Carl Bialik, i.e. the Numbers Guy at WSJ, wrote a nice piece (link) trying to explain something that is very difficult to explain to a general audience... the notion of statistical significance. He discusses this in relation to the experiments that have supposedly proved the existence of the Higgs boson.
I won't repeat his entire piece here. I have these thoughts while reading the piece:
The physicists talk about LEE - the look elsewhere effect. In statistics, we call this "multiple comparisons". We are typically looking for something out of the ordinary, say the agent that causes an illness. But patients do fall ill by themselves. So when the event occurs, we have to determine if it is explained by something extraordinary or is it just a normal event? We want to reduce the chance of a false positive finding.
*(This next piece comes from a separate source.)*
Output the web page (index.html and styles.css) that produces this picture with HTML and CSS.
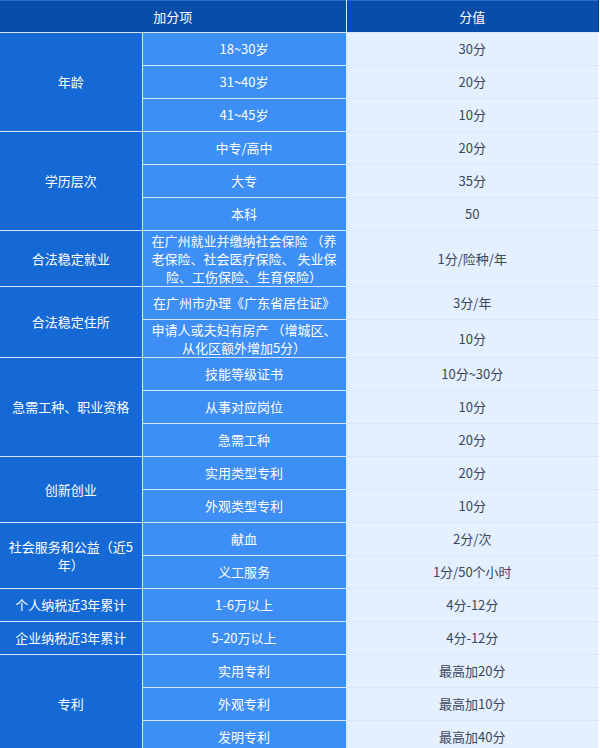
FILE: index.html
```html
<!DOCTYPE html>
<html lang="zh-CN">
<head>
<meta charset="utf-8">
<title>加分项</title>
<link rel="stylesheet" href="styles.css">
</head>
<body>
<table class="score">
  <colgroup>
    <col class="c1"><col class="c2"><col class="c3">
  </colgroup>
  <thead>
    <tr><th colspan="2">加分项</th><th>分值</th></tr>
  </thead>
  <tbody>
    <tr><td class="cat" rowspan="3">年龄</td><td class="item">18~30岁</td><td class="val">30分</td></tr>
    <tr><td class="item">31~40岁</td><td class="val">20分</td></tr>
    <tr><td class="item">41~45岁</td><td class="val">10分</td></tr>

    <tr><td class="cat" rowspan="3">学历层次</td><td class="item">中专/高中</td><td class="val">20分</td></tr>
    <tr><td class="item">大专</td><td class="val">35分</td></tr>
    <tr><td class="item">本科</td><td class="val">50</td></tr>

    <tr class="multi"><td class="cat">合法稳定就业</td><td class="item nowrap">在广州就业并缴纳社会保险 （养<br>老保险、社会医疗保险、 失业保<br>险、工伤保险、生育保险）</td><td class="val">1分/险种/年</td></tr>

    <tr><td class="cat" rowspan="2">合法稳定住所</td><td class="item nowrap">在广州市办理《广东省居住证》</td><td class="val">3分/年</td></tr>
    <tr class="multi"><td class="item nowrap">申请人或夫妇有房产 （增城区、<br>从化区额外增加5分）</td><td class="val">10分</td></tr>

    <tr><td class="cat" rowspan="3">急需工种、职业资格</td><td class="item">技能等级证书</td><td class="val">10分~30分</td></tr>
    <tr><td class="item">从事对应岗位</td><td class="val">10分</td></tr>
    <tr><td class="item">急需工种</td><td class="val">20分</td></tr>

    <tr><td class="cat" rowspan="2">创新创业</td><td class="item">实用类型专利</td><td class="val">20分</td></tr>
    <tr><td class="item">外观类型专利</td><td class="val">10分</td></tr>

    <tr><td class="cat nowrap" rowspan="2">社会服务和公益（近5<br>年）</td><td class="item">献血</td><td class="val">2分/次</td></tr>
    <tr><td class="item">义工服务</td><td class="val">1分/50个小时</td></tr>

    <tr><td class="cat">个人纳税近3年累计</td><td class="item">1-6万以上</td><td class="val">4分-12分</td></tr>
    <tr><td class="cat">企业纳税近3年累计</td><td class="item">5-20万以上</td><td class="val">4分-12分</td></tr>

    <tr><td class="cat" rowspan="3">专利</td><td class="item">实用专利</td><td class="val">最高加20分</td></tr>
    <tr><td class="item">外观专利</td><td class="val">最高加10分</td></tr>
    <tr><td class="item">发明专利</td><td class="val">最高加40分</td></tr>
  </tbody>
</table>
</body>
</html>
```
FILE: styles.css
```css
html, body {
  margin: 0;
  padding: 0;
  background: #ffffff;
}

body {
  font-family: "Noto Sans CJK SC", "Noto Sans", sans-serif;
  font-size: 13px;
}

.score {
  width: 599px;
  border-collapse: collapse;
  table-layout: fixed;
  border-top: 1px solid #2f6cc2;
}

.c1 { width: 142px; }
.c2 { width: 204px; }

.score th,
.score td {
  text-align: center;
  vertical-align: middle;
  line-height: 18px;
  padding: 0 2px;
  border: 1px solid #d6e6fb;
}

.score th {
  height: 31px;
  background: #084da9;
  color: #ffffff;
  font-weight: normal;
  border-top: none;
  border-left: none;
}

.score th:last-child {
  border-right: 1px solid #0a3f8c;
}

.score td {
  height: 32px;
}

.score .nowrap {
  white-space: nowrap;
}

.score .cat {
  background: #1569d4;
  color: #ffffff;
  border-left: none;
}

.score .item {
  background: #3d8ef5;
  color: #ffffff;
}

.score .val {
  background: #e4f0fe;
  color: #3a4660;
  border-right: 1px solid #ffffff;
}

.score .multi td {
  padding-top: 1px;
  padding-bottom: 0;
}
```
The harder you look, the more likely we will discover something that turns out to be false.
In Chapter 2 of Numbers Rule Your World, I talked about epidemiologists using questionnaires to help unlock the source of e-coli infections. The theory is that if food X is the cause of the outbreak, then a much higher proportion of those patients who fell ill (the cases) should have consumed X than those people who did not fall ill (the controls). The key issue is what is food X? The "multiple comparisons" issue is that if the epidemiologists asked about every possible variation of all food items, to the depth of say Brand Y green-red spinach with 2-inch stems packed in 10-ounce clear plastic bags, then they run the risk of identifying the wrong culprit.
Imagine finding the average case and the average control and seating them on the same stage. We ask them how many eggs they have eaten last week. Case said 2 and control said 3. That's not a big enough difference to say eggs caused the case to get ill and not the control. We then ask about hamburgers. Case said 1 and control ate none. Imagine going from food to food to food. Eventually we will chance upon some food item in which one side ate a lot more/less than the other side. Does this difference prove that that food item caused the e-coli infection? Or is it that these two groups of people have certain differences in eating habits regardless of their e-coli status?
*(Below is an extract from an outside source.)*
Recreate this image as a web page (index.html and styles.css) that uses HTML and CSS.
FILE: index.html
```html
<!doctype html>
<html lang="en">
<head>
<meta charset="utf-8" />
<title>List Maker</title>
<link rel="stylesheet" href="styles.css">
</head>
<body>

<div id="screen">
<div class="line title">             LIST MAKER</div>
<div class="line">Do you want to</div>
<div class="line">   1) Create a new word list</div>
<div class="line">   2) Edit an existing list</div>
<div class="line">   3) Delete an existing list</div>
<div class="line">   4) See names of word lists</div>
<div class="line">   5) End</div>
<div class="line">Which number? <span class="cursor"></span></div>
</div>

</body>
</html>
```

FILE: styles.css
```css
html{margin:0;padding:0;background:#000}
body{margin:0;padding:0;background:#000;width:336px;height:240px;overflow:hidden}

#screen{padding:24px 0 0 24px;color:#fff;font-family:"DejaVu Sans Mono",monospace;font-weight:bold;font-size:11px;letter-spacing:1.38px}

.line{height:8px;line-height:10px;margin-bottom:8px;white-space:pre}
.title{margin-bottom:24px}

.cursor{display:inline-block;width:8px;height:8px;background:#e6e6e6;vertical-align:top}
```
Still not convinced. Imagine finding the average person wearing a bracelet/wristband and the average person who isn't wearing one. Ask them about what food they ate and go through all the same food items. If the list is long enough, we will surely find something that differentiates them. Is the difference caused by the wristband? That's the danger of "look elsewhere".
You will notice that we don't have a "solution" for this problem. All we do is to make the standard of evidence tougher. We just accept that this is a workplace hazard.
As Carl pointed out, the medical context is in some ways diametrically opposite to the particle physics context. In epidemiology, data is extremely scarce, and we must look for very big differences to be comfortable about the result. In particle physics, we have lots of data that are generated in controlled experiments, and we are looking for tiny differences. This explains why the standard for accepting a finding is so much higher in physics than in medicine.
The other reason is that we believe that the laws of physics are immutable so even tiny deviations can disprove a theory. Biology (economics, psychology, etc.) does not have immutable laws - in fact, there are lots of causes acting together for almost anything, and when it comes to psychology (unless you don't believe in free will), even the same person is likely to act differently when presented with the same scenario twice. This is to say, small variations do not destroy such theories.